Quelque dix semaines avant le lancement de leur future coopération en mer (Gemini) à partir de février 2025, Hapag-Lloyd et Maersk continuent de faire et défaire les rois parmi les ports qu'ils desserviront tout en aménageant leur flotte. Celle d'Hapag-Lloyd, par exemple, compte actuellement près de 300 navires (299) soit plus d’une trentaine de plus qu’il y a un an, avec une capacité (en EVP) de plus de 15 % supérieure (2,3 MEVP versus 1,9 MEVP). L'expansion résulte certes du réacheminement des navires autour du cap de Bonne-Espérance, qui consomme plus d’unités avec l’allongement des distances. Mais les changements dans son bataillon relèvent aussi des « préparatifs » à l’organisation de son futur réseau. Ses 35 navires en commande pour près de 500 000 EVP ne seront pas accessoires.
Switch last-minute
La nouvelle alliance entre Maersk et Hapag-Lloyd repose sur un concept de hub & spoke autour d'un nombre limité d'escales dans des ports pivots, les autres étant desservis par des « shuttle ». Le choix portuaire est crucial alors que les deux transporteurs vendent une fiabilité des horaires de 90 % et un service premium. Les 59 lignes structurées autour de 29 grandes lignes et 30 services de navettes font le jeu, en Europe du Nord, des ports britanniques et allemands et en Méditerranée de Barcelone, Tanger Med voire Algésiras.
Alors que le terminal d’Hutchison Ports à Felixstowe, stratégique pour les importations conteneurisées du Royaume-Uni (40 %) qui traite en moyenne 80 000 à 100 000 EVP par semaine et où s’opèrent 75 mouvements de trains intermodaux par jour, figurait jusqu’à présent sur trois des quatre boucles Asie-Europe, ce sera finalement London Gateway. Le terminal, exploité par DP World (capacité de 2 MEPV par an), qui y a adjoint un très grand parc logistique, se veut une alternative au « triangle d'or » des Midlands.

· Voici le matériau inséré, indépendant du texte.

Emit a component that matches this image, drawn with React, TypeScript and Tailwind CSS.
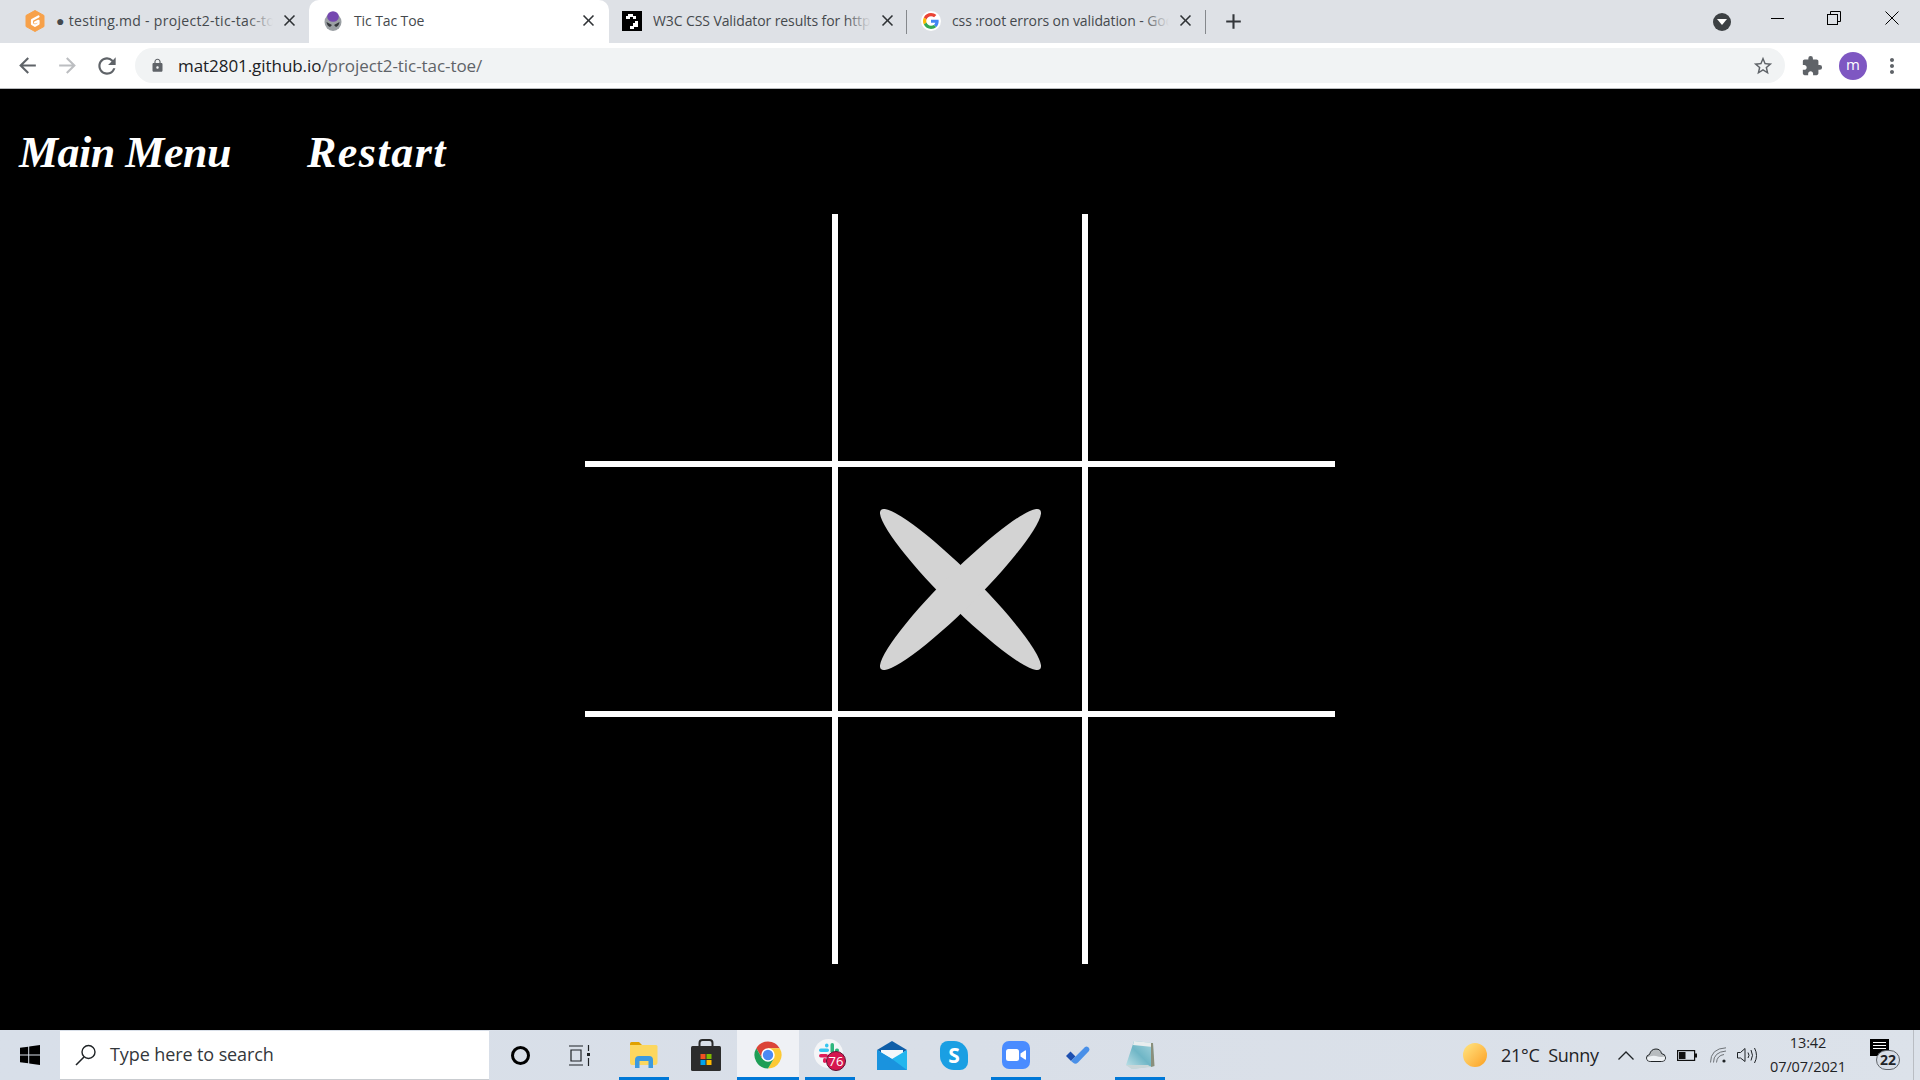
import React from 'react';
import { MdArrowBack, MdArrowForward, MdRefresh, MdLock, MdStarBorder, MdMoreVert, MdClose, MdAdd, MdExtension } from 'react-icons/md';

// favicons
const GitpodIcon = () => (
  <svg width="20" height="22" viewBox="0 0 20 22">
    <path d="M10 0.5 L19 5.5 V16.5 L10 21.5 L1 16.5 V5.5 Z" fill="#f7a14a" stroke="#f7a14a" strokeLinejoin="round" />
    <path d="M13.5 6.5 L7 10 V14 L10 15.8 L13.5 13.8 V10.8 L10 12.6" fill="none" stroke="#fff" strokeWidth="2.2" strokeLinecap="round" strokeLinejoin="round" />
  </svg>
);

const TicTacToeIcon = () => (
  <svg width="18" height="20" viewBox="0 0 18 20">
    <ellipse cx="9" cy="11" rx="8.5" ry="9" fill="#9a9fa3" />
    <ellipse cx="9" cy="5.5" rx="5.8" ry="5.3" fill="#7548b0" />
    <path d="M2.5 11 L8 14 L6 16 Q3 15 2.5 11 Z M15.5 11 L10 14 L12 16 Q15 15 15.5 11 Z" fill="#33363a" />
  </svg>
);

const W3cIcon = () => (
  <svg width="20" height="20" viewBox="0 0 20 20">
    <rect width="20" height="20" fill="#000" />
    <path d="M6 3 H11 V5 H14 V8 H11 V6 H8 V8 H4 V5 H6 Z M13 10 H16 V16 H12 V18 H8 V15 H11 V12 H13 Z" fill="#fff" />
  </svg>
);

const GoogleG = ({ size }: { size: number }) => (
  <svg width={size} height={size} viewBox="0 0 48 48">
    <path fill="#EA4335" d="M24 9.5c3.54 0 6.71 1.22 9.21 3.6l6.85-6.85C35.9 2.38 30.47 0 24 0 14.62 0 6.51 5.38 2.56 13.22l7.98 6.19C12.43 13.72 17.74 9.5 24 9.5z" />
    <path fill="#4285F4" d="M46.98 24.55c0-1.57-.15-3.09-.38-4.55H24v9.02h12.94c-.58 2.96-2.26 5.48-4.78 7.18l7.73 6c4.51-4.18 7.09-10.36 7.09-17.65z" />
    <path fill="#FBBC05" d="M10.53 28.59c-.48-1.45-.76-2.99-.76-4.59s.27-3.14.76-4.59l-7.98-6.19C.92 16.46 0 20.12 0 24c0 3.88.92 7.54 2.56 10.78l7.97-6.19z" />
    <path fill="#34A853" d="M24 48c6.48 0 11.93-2.13 15.89-5.81l-7.73-6c-2.15 1.45-4.92 2.3-8.16 2.3-6.26 0-11.57-4.22-13.47-9.91l-7.98 6.19C6.51 42.62 14.62 48 24 48z" />
  </svg>
);

// taskbar icons
const ExplorerIcon = () => (
  <svg width="28" height="26" viewBox="0 0 28 26">
    <path d="M0 1.5 Q0 0 1.5 0 H9 L12 3 H0 Z" fill="#e0a100" />
    <path d="M0 3 H26 Q27.5 3 27.5 4.5 V20 Q27.5 23 25 23 H2 Q0 23 0 20 Z" fill="#fcd75f" />
    <path d="M5 26 V18 Q5 14 9 14 H19 Q23 14 23 18 V26 H18.5 V19 H9.5 V26 Z" fill="#3c9ae0" />
  </svg>
);

const StoreIcon = () => (
  <svg width="30" height="32" viewBox="0 0 30 32">
    <path d="M8.5 9 V4 Q8.5 1 11.5 1 H18.5 Q21.5 1 21.5 4 V9" fill="none" stroke="#2a2a2a" strokeWidth="2" />
    <rect y="7" width="30" height="25" rx="1.5" fill="#2c2c2c" />
    <rect x="9.5" y="15" width="5" height="5" fill="#f25022" />
    <rect x="15.5" y="15" width="5" height="5" fill="#7fba00" />
    <rect x="9.5" y="21" width="5" height="5" fill="#00a4ef" />
    <rect x="15.5" y="21" width="5" height="5" fill="#ffb900" />
  </svg>
);

const ChromeIcon = () => (
  <svg width="28" height="28" viewBox="0 0 28 28">
    <path d="M14 14 L8.15 17.4 L2.3 7.25 A13.5 13.5 0 0 1 25.7 7.25 H14 Z" fill="#db4437" />
    <path d="M14 14 L14 7.25 H25.7 A13.5 13.5 0 0 1 14 27.5 L19.85 17.4 Z" fill="#fcc934" />
    <path d="M14 14 L19.85 17.4 L14 27.5 A13.5 13.5 0 0 1 2.3 7.25 L8.15 17.4 Z" fill="#1e9e56" />
    <circle cx="14" cy="14" r="6.75" fill="#fff" />
    <circle cx="14" cy="14" r="5.2" fill="#4a8af4" />
  </svg>
);

const SlackIcon = () => (
  <div className="relative w-[32px] h-[32px]">
    <svg width="29" height="29" viewBox="0 0 29 29" className="absolute left-0 top-0">
      <circle cx="14.5" cy="14.5" r="14.5" fill="#f4f5f7" />
      <rect x="5" y="9.5" width="10" height="3.5" rx="1.75" fill="#36c5f0" />
      <rect x="11" y="4.5" width="3.5" height="4" rx="1.75" fill="#36c5f0" />
      <rect x="16.5" y="4" width="3.5" height="10" rx="1.75" fill="#2eb67d" />
      <rect x="21" y="9.5" width="4" height="3.5" rx="1.75" fill="#2eb67d" />
      <rect x="5" y="15" width="9" height="3.5" rx="1.75" fill="#e01e5a" />
      <rect x="9" y="19" width="3.5" height="5" rx="1.75" fill="#e01e5a" />
    </svg>
    <div className="absolute left-[12px] top-[12px] w-[20px] h-[20px] rounded-full bg-[#d6164f] border border-[#5e1030] flex items-center justify-center text-white text-[13px] leading-none font-['Open_Sans',sans-serif]">76</div>
  </div>
);

const MailIcon = () => (
  <svg width="30" height="29" viewBox="0 0 30 29">
    <path d="M0 9 L15 0 L30 9 L15 18 Z" fill="#0f5ea8" />
    <path d="M4 9 H26 V15 L15 21 L4 15 Z" fill="#f4f8fb" />
    <path d="M0 9 L15 18 L30 9 V29 H0 Z" fill="#23b6ee" />
    <path d="M0 9 L15 18 L0 29 Z M15 18 L30 29 H0 Z" fill="#1a93de" />
  </svg>
);

const SkypeIcon = () => (
  <div className="w-[28px] h-[29px] rounded-[14px] rounded-tl-[8px] rounded-br-[8px] bg-[#1a9fe3] flex items-center justify-center text-white font-bold text-[21px] leading-none font-['Open_Sans',sans-serif]">S</div>
);

const ZoomIcon = () => (
  <div className="w-[28px] h-[28px] rounded-[7px] bg-[#4a8cff] flex items-center justify-center">
    <svg width="20" height="12" viewBox="0 0 20 12">
      <rect width="13" height="12" rx="2.5" fill="#fff" />
      <path d="M14.5 4.5 L19 1.5 Q20 1 20 2 V10 Q20 11 19 10.5 L14.5 7.5 Z" fill="#fff" />
    </svg>
  </div>
);

const TodoIcon = () => (
  <svg width="24" height="20" viewBox="0 0 24 20">
    <path d="M0 11 L4.5 6.5 L9.5 11.5 L5 16 Z" fill="#1d4fb0" />
    <path d="M5 16 L19 2 Q20.5 0.8 22 2 L23 3 Q24 4.5 23 6 L12 17.5 Q9.5 19.8 7.5 18 Z" fill="#4a90e8" />
  </svg>
);

const NotepadIcon = () => (
  <svg width="29" height="30" viewBox="0 0 29 30">
    <defs>
      <linearGradient id="padSheet" x1="0" y1="1" x2="1" y2="0">
        <stop offset="0" stopColor="#c5e4ea" />
        <stop offset="0.5" stopColor="#6fb6c6" />
        <stop offset="1" stopColor="#a9d6df" />
      </linearGradient>
    </defs>
    <path d="M8 1 L27 3 L28 26 L6 29 L0 25 Z" fill="url(#padSheet)" />
    <path d="M8 1 L27 3 L27 7 L7 5 Z" fill="#e8edee" />
    <path d="M25 3 L27 3 L28.5 26 L25 27 Z" fill="#8a8f7c" />
    <path d="M0 25 L6 29 L25 27 L22 25 Z" fill="#c9d6d8" />
  </svg>
);

const Tab = ({ icon, title, width, tracking, bullet }: { icon: React.ReactNode; title: string; width: string; tracking: string; bullet?: boolean }) => (
  <div className={`relative flex items-center h-[43px] pb-[2px] shrink-0 ${width}`}>
    <div className="w-[20px] h-[22px] flex items-center justify-center shrink-0">{icon}</div>
    <div className={`relative flex-1 ml-[11px] overflow-hidden whitespace-nowrap text-[14px] text-[#45494d] ${tracking}`}>
      {bullet && <span>● </span>}
      {title}
      <div className="absolute right-0 top-0 bottom-0 w-[26px] bg-gradient-to-r from-transparent to-[#dee1e6]" />
    </div>
    <MdClose className="shrink-0 ml-[7px] text-[#2f3235]" size={19} />
  </div>
);

const TaskSlot = ({ children, open, active }: { children: React.ReactNode; open?: boolean; active?: boolean }) => (
  <div className={`relative w-[62px] h-[50px] flex items-center justify-center shrink-0 ${active ? 'bg-[#eff1f5]' : ''}`}>
    {children}
    {open && <div className={`absolute bottom-0 h-[3px] bg-[#0078d7] ${active ? 'inset-x-0 w-full' : 'w-[50px]'}`} />}
  </div>
);

export default function App() {
  return (
    <div className="w-[1920px] h-[1080px] flex flex-col overflow-hidden bg-black font-['Open_Sans',sans-serif]">
      {/* tab strip */}
      <div className="h-[43px] shrink-0 bg-[#dee1e6] flex items-center">
        <div className="w-[25px] shrink-0" />
        <Tab icon={<GitpodIcon />} title="testing.md - project2-tic-tac-toe" width="w-[274px]" tracking="tracking-[0.3px]" bullet />
        <div className="w-[10px] shrink-0" />
        <div className="pl-[14px] pr-[11px] pb-[2px] w-[300px] shrink-0 bg-white rounded-t-[10px] h-[43px] flex items-center">
          <div className="w-[20px] flex justify-center shrink-0"><TicTacToeIcon /></div>
          <div className="flex-1 ml-[11px] text-[14px] text-[#45494d] tracking-[-0.1px] whitespace-nowrap">Tic Tac Toe</div>
          <MdClose className="shrink-0 text-[#2f3235]" size={19} />
        </div>
        <div className="w-[13px] shrink-0" />
        <Tab icon={<W3cIcon />} title="W3C CSS Validator results for http" width="w-[275px]" tracking="tracking-[-0.1px]" />
        <div className="w-[1px] h-[24px] bg-[#85888c] shrink-0 mx-[9px]" />
        <div className="w-[5px] shrink-0" />
        <Tab icon={<div className="w-[20px] h-[20px] rounded-full bg-white flex items-center justify-center"><GoogleG size={16} /></div>} title="css :root errors on validation - Google" width="w-[274px]" tracking="tracking-[-0.1px]" />
        <div className="w-[1px] h-[24px] bg-[#85888c] shrink-0 ml-[10px]" />
        <MdAdd className="ml-[15px] text-[#33363a]" size={25} />
        <div className="flex-1" />
        <div className="w-[18px] h-[18px] rounded-full bg-[#3c4043] flex items-center justify-center">
          <div className="w-0 h-0 border-l-[5px] border-r-[5px] border-t-[6px] border-l-transparent border-r-transparent border-t-white" />
        </div>
        <div className="w-[40px] shrink-0" />
        <div className="w-[13px] h-[1px] bg-black shrink-0 -mt-[7px]" />
        <div className="w-[43px] shrink-0" />
        <svg width="14" height="14" viewBox="0 0 14 14" className="shrink-0 -mt-[7px]">
          <path d="M3.5 3 V0.5 H13.5 V10.5 H11" fill="none" stroke="#000" />
          <rect x="0.5" y="3.5" width="10" height="10" fill="none" stroke="#000" />
        </svg>
        <div className="w-[44px] shrink-0" />
        <svg width="14" height="14" viewBox="0 0 14 14" className="shrink-0 -mt-[7px]">
          <path d="M0.5 0.5 L13.5 13.5 M13.5 0.5 L0.5 13.5" stroke="#000" fill="none" />
        </svg>
        <div className="w-[21px] shrink-0" />
      </div>

      {/* toolbar */}
      <div className="h-[46px] shrink-0 bg-white border-b border-[#b8babd] flex items-center">
        <MdArrowBack className="ml-[15px] text-[#5f6368]" size={25} />
        <MdArrowForward className="ml-[15px] text-[#bcbec1]" size={25} />
        <MdRefresh className="ml-[14px] text-[#5f6368]" size={26} />
        <div className="ml-[15px] w-[1650px] h-[35px] rounded-full bg-[#f1f3f4] flex items-center pl-[15px] pr-[11px]">
          <MdLock className="text-[#5f6368]" size={15} />
          <div className="ml-[13px] text-[17px] tracking-[-0.06px] text-[#202124] whitespace-nowrap">
            mat2801.github.io<span className="text-[#5f6368]">/project2-tic-tac-toe/</span>
          </div>
          <div className="flex-1" />
          <MdStarBorder className="text-[#5f6368]" size={22} />
        </div>
        <MdExtension className="ml-[16px] text-[#5f6368]" size={22} />
        <div className="ml-[16px] w-[28px] h-[28px] rounded-full bg-[#7e57c2] flex items-center justify-center text-white text-[15px] leading-none pb-[2px]">m</div>
        <MdMoreVert className="ml-[13px] text-[#5f6368]" size={24} />
      </div>

      {/* page */}
      <div className="flex-1 bg-black flex flex-col">
        <nav className="h-[125px] shrink-0 flex items-start pt-[36px] pl-[19px] gap-[76px] text-white text-[44px] leading-[56px] font-bold italic font-['Liberation_Serif',serif]">
          <a className="block tracking-[-0.5px]">Main Menu</a>
          <a className="block tracking-[1.5px]">Restart</a>
        </nav>
        <div className="mx-auto grid grid-cols-[250px_250px_250px] grid-rows-[250px_250px_250px]">
          <div className="border-r-[3px] border-b-[3px] border-white" />
          <div className="border-x-[3px] border-b-[3px] border-white" />
          <div className="border-l-[3px] border-b-[3px] border-white" />
          <div className="border-r-[3px] border-y-[3px] border-white" />
          <div className="relative border-[3px] border-white flex items-center justify-center">
            <div className="absolute w-[225px] h-[35px] rounded-[50%] bg-[#d3d3d3] rotate-45" />
            <div className="absolute w-[225px] h-[35px] rounded-[50%] bg-[#d3d3d3] -rotate-45" />
          </div>
          <div className="border-l-[3px] border-y-[3px] border-white" />
          <div className="border-r-[3px] border-t-[3px] border-white" />
          <div className="border-x-[3px] border-t-[3px] border-white" />
          <div className="border-l-[3px] border-t-[3px] border-white" />
        </div>
      </div>

      {/* taskbar */}
      <div className="h-[50px] shrink-0 bg-gradient-to-r from-[#d8dfe9] via-[#d9dfe8] to-[#dce2ea] flex items-center text-[#1f2326]">
        <div className="w-[60px] shrink-0 flex justify-center">
          <svg width="20" height="20" viewBox="0 0 20 20">
            <path d="M0 2.8 L8.2 1.7 V9.4 H0 Z M9.2 1.5 L20 0 V9.4 H9.2 Z M0 10.5 H8.2 V18.3 L0 17.2 Z M9.2 10.5 H20 V20 L9.2 18.5 Z" fill="#000" />
          </svg>
        </div>
        <div className="w-[429px] h-[49px] shrink-0 bg-white border-b border-[#c9ccd0] flex items-center pl-[15px]">
          <svg width="22" height="22" viewBox="0 0 22 22">
            <circle cx="13.5" cy="8" r="6.5" fill="none" stroke="#1f2326" strokeWidth="1.4" />
            <path d="M9 13 L1 21" stroke="#1f2326" strokeWidth="1.6" />
          </svg>
          <span className="ml-[13px] text-[18px] tracking-[-0.1px] text-[#33373b]">Type here to search</span>
        </div>
        <TaskSlot>
          <div className="w-[19px] h-[19px] rounded-full border-[3px] border-black" />
        </TaskSlot>
        <TaskSlot>
          <svg width="21" height="21" viewBox="0 0 21 21" fill="none" stroke="#1f2326" strokeWidth="1.2" className="-ml-[5px]">
            <path d="M0 1 H14 M0 20 H14 M2 5 H12 V16 H2 Z M19.5 0 V6 M19.5 13 V21" />
            <rect x="18" y="8" width="3" height="3" fill="#1f2326" stroke="none" />
          </svg>
        </TaskSlot>
        <TaskSlot open><ExplorerIcon /></TaskSlot>
        <TaskSlot><StoreIcon /></TaskSlot>
        <TaskSlot open active><ChromeIcon /></TaskSlot>
        <TaskSlot open><SlackIcon /></TaskSlot>
        <TaskSlot><MailIcon /></TaskSlot>
        <TaskSlot><SkypeIcon /></TaskSlot>
        <TaskSlot open><ZoomIcon /></TaskSlot>
        <TaskSlot><TodoIcon /></TaskSlot>
        <TaskSlot open><NotepadIcon /></TaskSlot>
        <div className="flex-1" />

        {/* tray */}
        <div className="w-[24px] h-[24px] rounded-full bg-gradient-to-br from-[#ffe680] to-[#fb9f12] shrink-0" />
        <span className="ml-[14px] w-[117px] text-[18px] tracking-[-0.3px] whitespace-pre shrink-0">21°C  Sunny</span>
        <svg width="16" height="9" viewBox="0 0 16 9" className="shrink-0">
          <path d="M0.5 8.5 L8 1 L15.5 8.5" fill="none" stroke="#1f2326" strokeWidth="1.3" />
        </svg>
        <svg width="20" height="14" viewBox="0 0 20 14" className="ml-[12px] shrink-0">
          <path d="M4.5 13.5 Q0.5 13.5 0.5 10 Q0.5 7 3.5 6.5 Q5 1 10 1 Q14.5 1 15.5 5.5 Q19.5 6 19.5 10 Q19.5 13.5 15.5 13.5 Z" fill="#b8bcbf" stroke="#1f2326" />
          <path d="M1 9.5 Q6 7 10 8 Q15 9.5 19 8.5 L19 10 Q19 13 15.5 13 H4.5 Q1 13 1 9.5 Z" fill="#eef1f4" />
        </svg>
        <svg width="20" height="11" viewBox="0 0 20 11" className="ml-[11px] shrink-0">
          <rect x="0.6" y="0.6" width="17" height="9.8" fill="none" stroke="#111" strokeWidth="1.2" />
          <rect x="2" y="2" width="6.5" height="7" fill="#111" />
          <rect x="18" y="3.5" width="2" height="4" fill="#111" />
        </svg>
        <svg width="17" height="16" viewBox="0 0 17 16" className="ml-[13px] shrink-0" fill="none" stroke="#6d7176" strokeWidth="1">
          <path d="M0.5 15.5 Q0.5 1.5 16 0.8" />
          <path d="M3.5 15.5 Q3.5 5 16 4" />
          <path d="M6.5 15.5 Q7 8.5 14 7.5" />
          <circle cx="14" cy="14" r="1.6" fill="#1f2326" stroke="none" />
        </svg>
        <svg width="21" height="17" viewBox="0 0 21 17" className="ml-[10px] shrink-0" fill="none" stroke="#1f2326" strokeWidth="1">
          <path d="M0.5 5.5 H3.5 L8 1.5 V14.5 L3.5 11 H0.5 Z" />
          <path d="M11 5.5 Q13 8.5 11 11" />
          <path d="M14 3 Q17 8.5 14 13.5" />
          <path d="M17.5 1 Q21.5 8.5 17.5 16" />
        </svg>
        <div className="w-[100px] shrink-0 text-center text-[14.5px] leading-[24px] tracking-[-0.1px]">
          <div>13:42</div>
          <div>07/07/2021</div>
        </div>
        <div className="relative w-[32px] h-[32px] ml-[10px] shrink-0">
          <div className="absolute left-[2px] top-0 w-[19px] h-[17px] bg-black flex flex-col gap-[2px] items-center pt-[3px]">
            <div className="w-[13px] h-[1px] bg-white" />
            <div className="w-[13px] h-[1px] bg-white" />
            <div className="w-[13px] h-[1px] bg-white" />
          </div>
          <div className="absolute left-[8px] top-[11px] w-[24px] h-[20px] rounded-full bg-[#d7dde6] border border-[#5f6368] flex items-center justify-center text-[14px] font-bold leading-none">22</div>
        </div>
        <div className="ml-[13px] w-[1px] h-[50px] bg-[#b9bdc3] shrink-0" />
        <div className="w-[6px] shrink-0" />
      </div>
    </div>
  );
}
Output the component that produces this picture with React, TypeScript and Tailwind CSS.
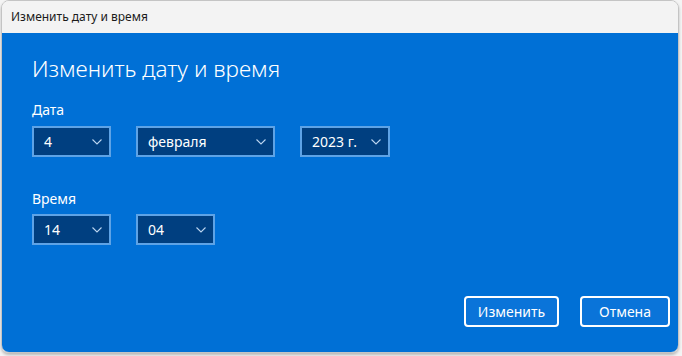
const font = { fontFamily: '"Noto Sans", "Open Sans", sans-serif' };

function Chevron(): JSX.Element {
  return (
    <svg width="10" height="6" viewBox="0 0 10 6" fill="none" className="text-[#b9d3ee]">
      <path d="M0.5 0.5 L5 5 L9.5 0.5" stroke="currentColor" strokeWidth="1.1" />
    </svg>
  );
}

function Select({ value, width }: { value: string; width: string }): JSX.Element {
  return (
    <div
      className={`flex h-[31px] ${width} items-center justify-between border-2 border-[#5ea3e6] bg-[#003f80] pl-[10px] pr-[7px] text-[14px] text-white`}
    >
      <span>{value}</span>
      <Chevron />
    </div>
  );
}

function Button({ label, width }: { label: string; width: string }): JSX.Element {
  return (
    <button
      className={`flex h-[31px] ${width} items-center justify-center rounded-[4px] border-2 border-white bg-[#0a74d9] text-[14px] text-white`}
    >
      {label}
    </button>
  );
}

export default function App(): JSX.Element {
  return (
    <div className="h-[356px] w-[682px] bg-[#f4f4f4] pl-[1px] pr-[3px] pb-[3px]" style={font}>
      <div className="flex h-[353px] flex-col overflow-hidden rounded-[8px] border border-[#c4c4c4] shadow-[0_2px_3px_rgba(0,0,0,0.25)]">
        <div className="flex h-[32px] shrink-0 items-center bg-[#f3f3f3] pl-[9px] text-[12px] text-[#1b1b1b]">
          Изменить дату и время
        </div>
        <div className="flex flex-1 flex-col bg-[#0070d6] pl-[30px] pr-[8px] text-white">
          <h1 className="mt-[20px] text-[22.5px] font-light leading-[32px]">
            Изменить дату и время
          </h1>
          <p className="mt-[15px] text-[14px] leading-[20px]">Дата</p>
          <div className="mt-[6px] flex gap-[25px]">
            <Select value="4" width="w-[79px]" />
            <Select value="февраля" width="w-[139px]" />
            <Select value="2023 г." width="w-[90px]" />
          </div>
          <p className="mt-[32px] text-[14px] leading-[20px]">Время</p>
          <div className="mt-[5px] flex gap-[25px]">
            <Select value="14" width="w-[79px]" />
            <Select value="04" width="w-[79px]" />
          </div>
          <div className="mt-[51px] flex justify-end gap-[21px]">
            <Button label="Изменить" width="w-[95px]" />
            <Button label="Отмена" width="w-[90px]" />
          </div>
        </div>
      </div>
    </div>
  );
}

Montée en puissance de London Gateway
Actuellement, dans le cadre de son alliance avec 2M, Maersk opère trois services par semaine sur cette ligne avec escale dans un port britannique (AE7/Condor), selon les données d'Alphaliner. Hapag-Lloyd, en tant que membre de THE Alliance, escale à Southampton pour son trafic avec l’Asie. Dans la nouvelle configuration, London Gateway deviendra le premier port desservi en Europe du Nord pour les boucles AE3/NE3 et AE5/NE4. Vers l'Est, London Gateway sera le dernier port de chargement en Europe du Nord pour le service AE1/NE2.
Cependant, Southampton reste le port d’élection pour trois des quatre futures boucles Europe du Nord-côte est-américaine du réseau transatlantique tandis que London Gateway recevra également deux services entre l'Europe du Nord, le Moyen-Orient et l'Inde.
Un investissement d'1 Md£
« Il n'y a pas de changement pour les services exploités en propre par Maersk au départ et à destination de Felixstowe, en dehors du champ d'application de la coopération Gemini », a pris le soin de préciser la direction de Maersk.
L’armateur n’a pas confirmé mais le port de la côte sud du pays devrait ainsi perdre deux escales hebdomadaires de navires-mères.
Cette nouvelle intervient deux semaines après l'annonce d'un investissement d'1 Md£ (1,2 Md€) porté par DP World afin d'agrandir le London Gateway, mis en service en 2013. Avec ses nouveaux postes d'amarrage, portant leur nombre à six le long d'un linéaire de quai de 2,5 km, six navires de plus de 400 m de long pourront accoster simultanément. Le site sera doté de portiques « dont la hauteur pourra rivaliser avec celle de Big Ben », indiquait le groupe émirati. Un crime de lèse-majesté.